The problem:
Copy the records below exactly, leaving out every picture.

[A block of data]
++++++++++

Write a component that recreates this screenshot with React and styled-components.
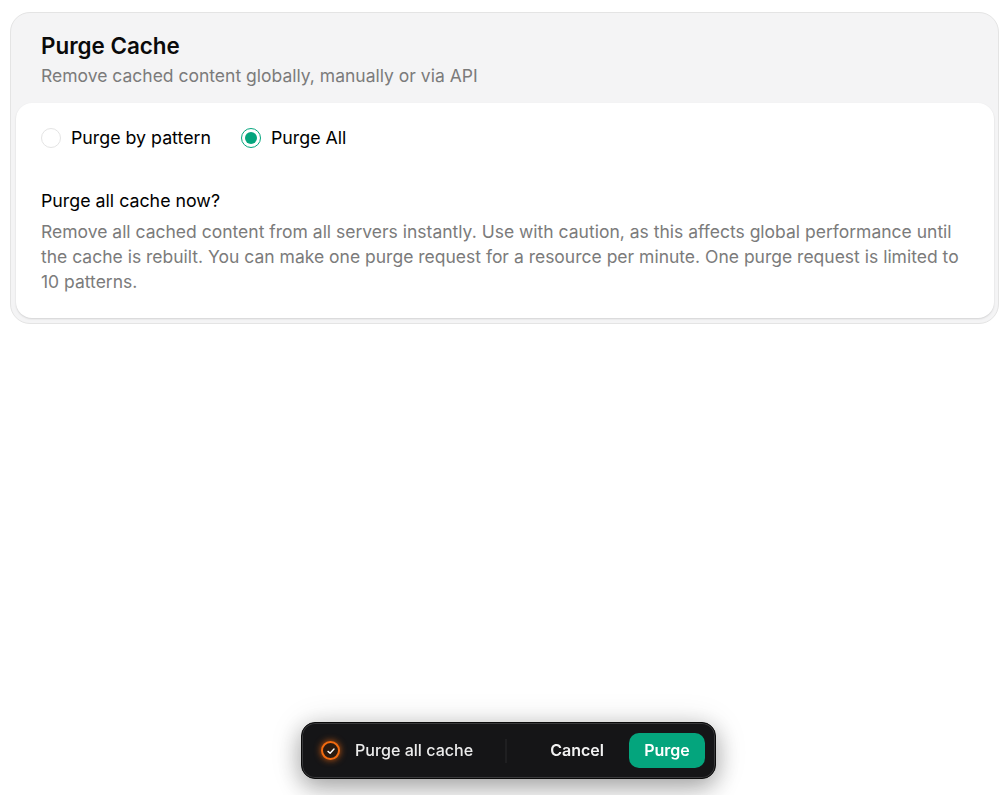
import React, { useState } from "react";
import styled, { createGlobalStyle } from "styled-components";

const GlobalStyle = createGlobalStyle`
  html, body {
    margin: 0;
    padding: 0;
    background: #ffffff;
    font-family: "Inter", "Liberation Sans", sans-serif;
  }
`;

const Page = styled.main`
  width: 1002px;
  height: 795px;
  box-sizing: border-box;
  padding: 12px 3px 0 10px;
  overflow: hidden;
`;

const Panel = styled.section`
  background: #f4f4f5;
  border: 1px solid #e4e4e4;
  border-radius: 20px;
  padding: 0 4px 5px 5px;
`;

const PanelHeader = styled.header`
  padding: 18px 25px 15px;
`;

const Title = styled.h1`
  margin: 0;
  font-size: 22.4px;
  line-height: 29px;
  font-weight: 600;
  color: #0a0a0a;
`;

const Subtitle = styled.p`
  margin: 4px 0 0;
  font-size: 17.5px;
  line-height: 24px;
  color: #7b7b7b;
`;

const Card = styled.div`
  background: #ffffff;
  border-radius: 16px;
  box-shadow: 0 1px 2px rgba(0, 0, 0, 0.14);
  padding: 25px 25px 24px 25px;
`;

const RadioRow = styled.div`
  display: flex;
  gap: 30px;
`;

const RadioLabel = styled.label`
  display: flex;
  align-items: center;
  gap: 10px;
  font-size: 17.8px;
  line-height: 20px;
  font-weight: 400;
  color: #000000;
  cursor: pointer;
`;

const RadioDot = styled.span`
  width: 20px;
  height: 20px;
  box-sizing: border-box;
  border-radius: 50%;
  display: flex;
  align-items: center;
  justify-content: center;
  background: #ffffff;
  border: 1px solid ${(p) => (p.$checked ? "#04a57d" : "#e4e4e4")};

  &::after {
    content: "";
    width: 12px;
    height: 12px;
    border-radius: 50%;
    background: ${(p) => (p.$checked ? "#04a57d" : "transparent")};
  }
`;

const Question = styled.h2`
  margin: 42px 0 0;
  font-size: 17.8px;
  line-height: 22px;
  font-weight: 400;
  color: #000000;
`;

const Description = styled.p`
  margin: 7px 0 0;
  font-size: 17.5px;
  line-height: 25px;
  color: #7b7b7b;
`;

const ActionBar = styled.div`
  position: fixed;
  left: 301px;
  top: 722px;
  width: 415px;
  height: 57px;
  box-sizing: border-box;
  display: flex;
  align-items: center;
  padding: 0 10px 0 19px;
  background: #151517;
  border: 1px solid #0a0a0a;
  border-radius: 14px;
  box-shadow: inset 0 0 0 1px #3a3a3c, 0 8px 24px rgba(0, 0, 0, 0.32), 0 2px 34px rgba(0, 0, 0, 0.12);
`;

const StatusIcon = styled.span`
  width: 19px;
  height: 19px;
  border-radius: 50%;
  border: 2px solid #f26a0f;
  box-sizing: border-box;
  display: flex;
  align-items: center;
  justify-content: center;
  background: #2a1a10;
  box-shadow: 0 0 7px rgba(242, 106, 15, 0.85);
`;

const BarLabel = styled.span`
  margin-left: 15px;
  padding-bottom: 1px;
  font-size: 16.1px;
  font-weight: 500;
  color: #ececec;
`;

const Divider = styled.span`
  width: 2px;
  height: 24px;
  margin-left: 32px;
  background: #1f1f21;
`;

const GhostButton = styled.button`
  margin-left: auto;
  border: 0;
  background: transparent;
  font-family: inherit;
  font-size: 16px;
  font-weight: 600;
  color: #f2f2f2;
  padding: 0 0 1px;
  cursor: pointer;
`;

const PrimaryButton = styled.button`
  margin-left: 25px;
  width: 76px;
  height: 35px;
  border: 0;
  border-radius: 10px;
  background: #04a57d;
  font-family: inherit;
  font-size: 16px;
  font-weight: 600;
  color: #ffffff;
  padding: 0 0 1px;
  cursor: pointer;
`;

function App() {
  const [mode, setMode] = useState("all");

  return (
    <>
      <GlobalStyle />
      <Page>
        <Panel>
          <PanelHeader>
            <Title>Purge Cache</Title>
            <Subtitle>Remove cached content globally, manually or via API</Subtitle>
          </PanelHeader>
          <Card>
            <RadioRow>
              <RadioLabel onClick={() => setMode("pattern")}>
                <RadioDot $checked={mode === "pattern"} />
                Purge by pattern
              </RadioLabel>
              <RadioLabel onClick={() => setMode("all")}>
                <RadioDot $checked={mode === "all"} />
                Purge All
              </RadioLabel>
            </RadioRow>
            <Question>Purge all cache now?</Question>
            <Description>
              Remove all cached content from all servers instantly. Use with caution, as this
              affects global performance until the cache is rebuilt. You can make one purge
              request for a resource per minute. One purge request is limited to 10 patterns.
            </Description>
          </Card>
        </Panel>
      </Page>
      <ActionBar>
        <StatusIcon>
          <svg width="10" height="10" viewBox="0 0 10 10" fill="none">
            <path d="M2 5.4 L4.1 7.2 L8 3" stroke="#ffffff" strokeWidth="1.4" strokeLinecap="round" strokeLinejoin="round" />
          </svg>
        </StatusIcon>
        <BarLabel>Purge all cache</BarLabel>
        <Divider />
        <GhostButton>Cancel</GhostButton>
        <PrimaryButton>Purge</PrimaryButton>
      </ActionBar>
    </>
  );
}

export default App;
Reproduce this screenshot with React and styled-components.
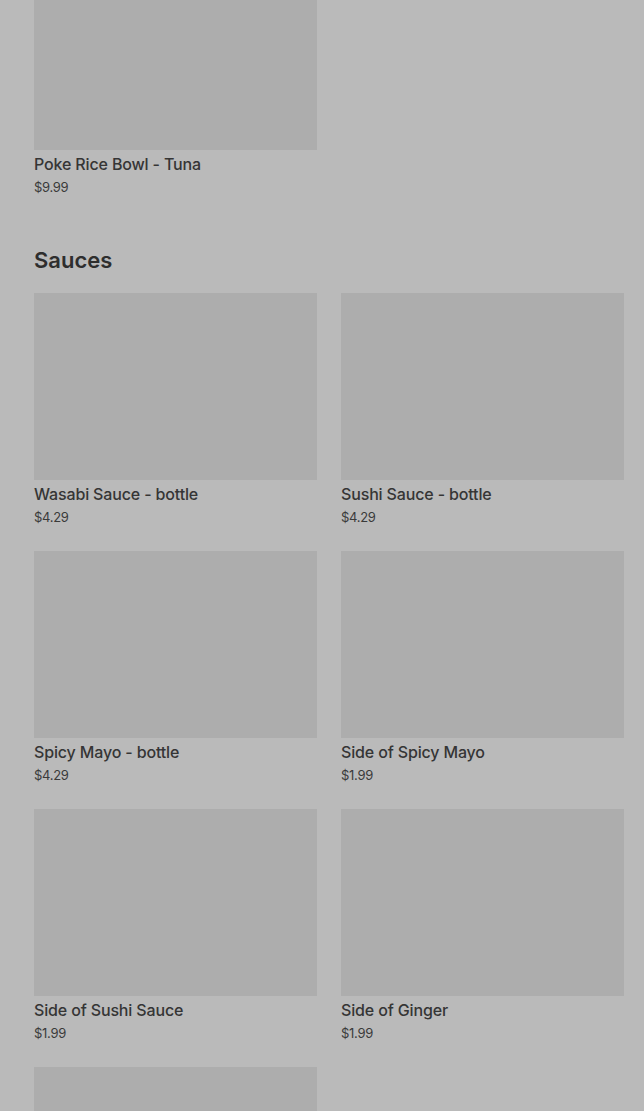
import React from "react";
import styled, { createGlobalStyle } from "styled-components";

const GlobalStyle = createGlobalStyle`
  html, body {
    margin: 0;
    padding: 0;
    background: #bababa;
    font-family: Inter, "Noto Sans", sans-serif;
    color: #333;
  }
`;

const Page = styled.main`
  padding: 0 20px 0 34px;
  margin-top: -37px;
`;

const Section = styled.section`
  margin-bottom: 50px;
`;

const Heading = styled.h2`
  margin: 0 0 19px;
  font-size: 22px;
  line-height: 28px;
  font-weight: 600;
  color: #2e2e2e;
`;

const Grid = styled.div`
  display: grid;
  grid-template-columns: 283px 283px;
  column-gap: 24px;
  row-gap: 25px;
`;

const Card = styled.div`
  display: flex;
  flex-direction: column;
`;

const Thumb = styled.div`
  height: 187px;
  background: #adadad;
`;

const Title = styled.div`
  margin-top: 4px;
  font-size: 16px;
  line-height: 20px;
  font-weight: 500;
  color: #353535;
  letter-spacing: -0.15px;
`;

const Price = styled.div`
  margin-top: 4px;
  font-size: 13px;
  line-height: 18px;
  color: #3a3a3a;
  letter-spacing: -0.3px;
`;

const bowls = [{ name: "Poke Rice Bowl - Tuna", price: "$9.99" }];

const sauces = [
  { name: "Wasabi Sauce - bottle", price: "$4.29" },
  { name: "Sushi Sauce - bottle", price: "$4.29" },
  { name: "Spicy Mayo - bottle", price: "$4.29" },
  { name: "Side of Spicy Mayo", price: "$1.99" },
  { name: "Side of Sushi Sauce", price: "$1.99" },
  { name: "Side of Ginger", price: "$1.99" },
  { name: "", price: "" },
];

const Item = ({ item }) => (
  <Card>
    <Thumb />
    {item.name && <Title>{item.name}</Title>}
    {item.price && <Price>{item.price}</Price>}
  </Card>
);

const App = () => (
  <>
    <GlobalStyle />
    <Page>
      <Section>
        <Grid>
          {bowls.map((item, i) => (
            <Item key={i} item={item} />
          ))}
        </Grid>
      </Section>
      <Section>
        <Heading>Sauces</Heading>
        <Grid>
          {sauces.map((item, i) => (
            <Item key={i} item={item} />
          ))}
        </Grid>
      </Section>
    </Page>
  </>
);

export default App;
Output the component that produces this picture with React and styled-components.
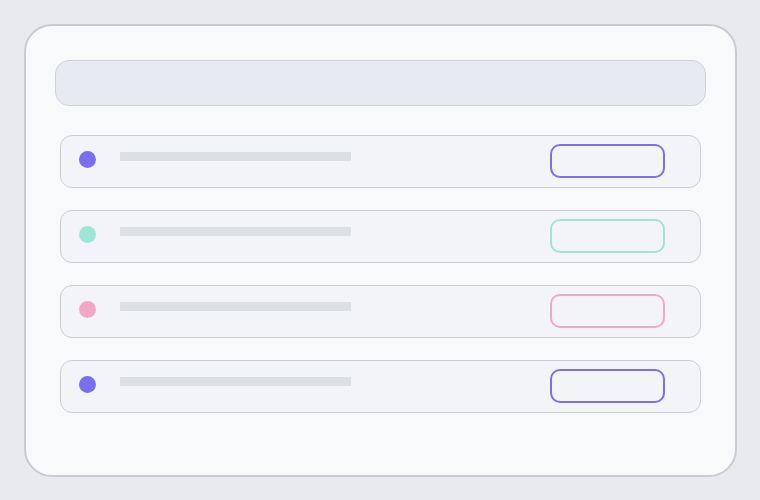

++++++++++

Exercise output:
Write a component that recreates this screenshot with React and styled-components.
import React, { useState } from "react";
import styled, { createGlobalStyle } from "styled-components";

const GlobalStyle = createGlobalStyle`
  html, body {
    margin: 0;
    padding: 0;
    background: #ffffff;
    font-family: "Inter", "Liberation Sans", sans-serif;
  }
`;

const Page = styled.main`
  width: 1002px;
  height: 795px;
  box-sizing: border-box;
  padding: 12px 3px 0 10px;
  overflow: hidden;
`;

const Panel = styled.section`
  background: #f4f4f5;
  border: 1px solid #e4e4e4;
  border-radius: 20px;
  padding: 0 4px 5px 5px;
`;

const PanelHeader = styled.header`
  padding: 18px 25px 15px;
`;

const Title = styled.h1`
  margin: 0;
  font-size: 22.4px;
  line-height: 29px;
  font-weight: 600;
  color: #0a0a0a;
`;

const Subtitle = styled.p`
  margin: 4px 0 0;
  font-size: 17.5px;
  line-height: 24px;
  color: #7b7b7b;
`;

const Card = styled.div`
  background: #ffffff;
  border-radius: 16px;
  box-shadow: 0 1px 2px rgba(0, 0, 0, 0.14);
  padding: 25px 25px 24px 25px;
`;

const RadioRow = styled.div`
  display: flex;
  gap: 30px;
`;

const RadioLabel = styled.label`
  display: flex;
  align-items: center;
  gap: 10px;
  font-size: 17.8px;
  line-height: 20px;
  font-weight: 400;
  color: #000000;
  cursor: pointer;
`;

const RadioDot = styled.span`
  width: 20px;
  height: 20px;
  box-sizing: border-box;
  border-radius: 50%;
  display: flex;
  align-items: center;
  justify-content: center;
  background: #ffffff;
  border: 1px solid ${(p) => (p.$checked ? "#04a57d" : "#e4e4e4")};

  &::after {
    content: "";
    width: 12px;
    height: 12px;
    border-radius: 50%;
    background: ${(p) => (p.$checked ? "#04a57d" : "transparent")};
  }
`;

const Question = styled.h2`
  margin: 42px 0 0;
  font-size: 17.8px;
  line-height: 22px;
  font-weight: 400;
  color: #000000;
`;

const Description = styled.p`
  margin: 7px 0 0;
  font-size: 17.5px;
  line-height: 25px;
  color: #7b7b7b;
`;

const ActionBar = styled.div`
  position: fixed;
  left: 301px;
  top: 722px;
  width: 415px;
  height: 57px;
  box-sizing: border-box;
  display: flex;
  align-items: center;
  padding: 0 10px 0 19px;
  background: #151517;
  border: 1px solid #0a0a0a;
  border-radius: 14px;
  box-shadow: inset 0 0 0 1px #3a3a3c, 0 8px 24px rgba(0, 0, 0, 0.32), 0 2px 34px rgba(0, 0, 0, 0.12);
`;

const StatusIcon = styled.span`
  width: 19px;
  height: 19px;
  border-radius: 50%;
  border: 2px solid #f26a0f;
  box-sizing: border-box;
  display: flex;
  align-items: center;
  justify-content: center;
  background: #2a1a10;
  box-shadow: 0 0 7px rgba(242, 106, 15, 0.85);
`;

const BarLabel = styled.span`
  margin-left: 15px;
  padding-bottom: 1px;
  font-size: 16.1px;
  font-weight: 500;
  color: #ececec;
`;

const Divider = styled.span`
  width: 2px;
  height: 24px;
  margin-left: 32px;
  background: #1f1f21;
`;

const GhostButton = styled.button`
  margin-left: auto;
  border: 0;
  background: transparent;
  font-family: inherit;
  font-size: 16px;
  font-weight: 600;
  color: #f2f2f2;
  padding: 0 0 1px;
  cursor: pointer;
`;

const PrimaryButton = styled.button`
  margin-left: 25px;
  width: 76px;
  height: 35px;
  border: 0;
  border-radius: 10px;
  background: #04a57d;
  font-family: inherit;
  font-size: 16px;
  font-weight: 600;
  color: #ffffff;
  padding: 0 0 1px;
  cursor: pointer;
`;

function App() {
  const [mode, setMode] = useState("all");

  return (
    <>
      <GlobalStyle />
      <Page>
        <Panel>
          <PanelHeader>
            <Title>Purge Cache</Title>
            <Subtitle>Remove cached content globally, manually or via API</Subtitle>
          </PanelHeader>
          <Card>
            <RadioRow>
              <RadioLabel onClick={() => setMode("pattern")}>
                <RadioDot $checked={mode === "pattern"} />
                Purge by pattern
              </RadioLabel>
              <RadioLabel onClick={() => setMode("all")}>
                <RadioDot $checked={mode === "all"} />
                Purge All
              </RadioLabel>
            </RadioRow>
            <Question>Purge all cache now?</Question>
            <Description>
              Remove all cached content from all servers instantly. Use with caution, as this
              affects global performance until the cache is rebuilt. You can make one purge
              request for a resource per minute. One purge request is limited to 10 patterns.
            </Description>
          </Card>
        </Panel>
      </Page>
      <ActionBar>
        <StatusIcon>
          <svg width="10" height="10" viewBox="0 0 10 10" fill="none">
            <path d="M2 5.4 L4.1 7.2 L8 3" stroke="#ffffff" strokeWidth="1.4" strokeLinecap="round" strokeLinejoin="round" />
          </svg>
        </StatusIcon>
        <BarLabel>Purge all cache</BarLabel>
        <Divider />
        <GhostButton>Cancel</GhostButton>
        <PrimaryButton>Purge</PrimaryButton>
      </ActionBar>
    </>
  );
}

export default App;
Reproduce this screenshot with React and styled-components.
import React from "react";
import styled, { createGlobalStyle } from "styled-components";

const GlobalStyle = createGlobalStyle`
  html, body {
    margin: 0;
    padding: 0;
    background: #bababa;
    font-family: Inter, "Noto Sans", sans-serif;
    color: #333;
  }
`;

const Page = styled.main`
  padding: 0 20px 0 34px;
  margin-top: -37px;
`;

const Section = styled.section`
  margin-bottom: 50px;
`;

const Heading = styled.h2`
  margin: 0 0 19px;
  font-size: 22px;
  line-height: 28px;
  font-weight: 600;
  color: #2e2e2e;
`;

const Grid = styled.div`
  display: grid;
  grid-template-columns: 283px 283px;
  column-gap: 24px;
  row-gap: 25px;
`;

const Card = styled.div`
  display: flex;
  flex-direction: column;
`;

const Thumb = styled.div`
  height: 187px;
  background: #adadad;
`;

const Title = styled.div`
  margin-top: 4px;
  font-size: 16px;
  line-height: 20px;
  font-weight: 500;
  color: #353535;
  letter-spacing: -0.15px;
`;

const Price = styled.div`
  margin-top: 4px;
  font-size: 13px;
  line-height: 18px;
  color: #3a3a3a;
  letter-spacing: -0.3px;
`;

const bowls = [{ name: "Poke Rice Bowl - Tuna", price: "$9.99" }];

const sauces = [
  { name: "Wasabi Sauce - bottle", price: "$4.29" },
  { name: "Sushi Sauce - bottle", price: "$4.29" },
  { name: "Spicy Mayo - bottle", price: "$4.29" },
  { name: "Side of Spicy Mayo", price: "$1.99" },
  { name: "Side of Sushi Sauce", price: "$1.99" },
  { name: "Side of Ginger", price: "$1.99" },
  { name: "", price: "" },
];

const Item = ({ item }) => (
  <Card>
    <Thumb />
    {item.name && <Title>{item.name}</Title>}
    {item.price && <Price>{item.price}</Price>}
  </Card>
);

const App = () => (
  <>
    <GlobalStyle />
    <Page>
      <Section>
        <Grid>
          {bowls.map((item, i) => (
            <Item key={i} item={item} />
          ))}
        </Grid>
      </Section>
      <Section>
        <Heading>Sauces</Heading>
        <Grid>
          {sauces.map((item, i) => (
            <Item key={i} item={item} />
          ))}
        </Grid>
      </Section>
    </Page>
  </>
);

export default App;
Output the component that produces this picture with React and styled-components.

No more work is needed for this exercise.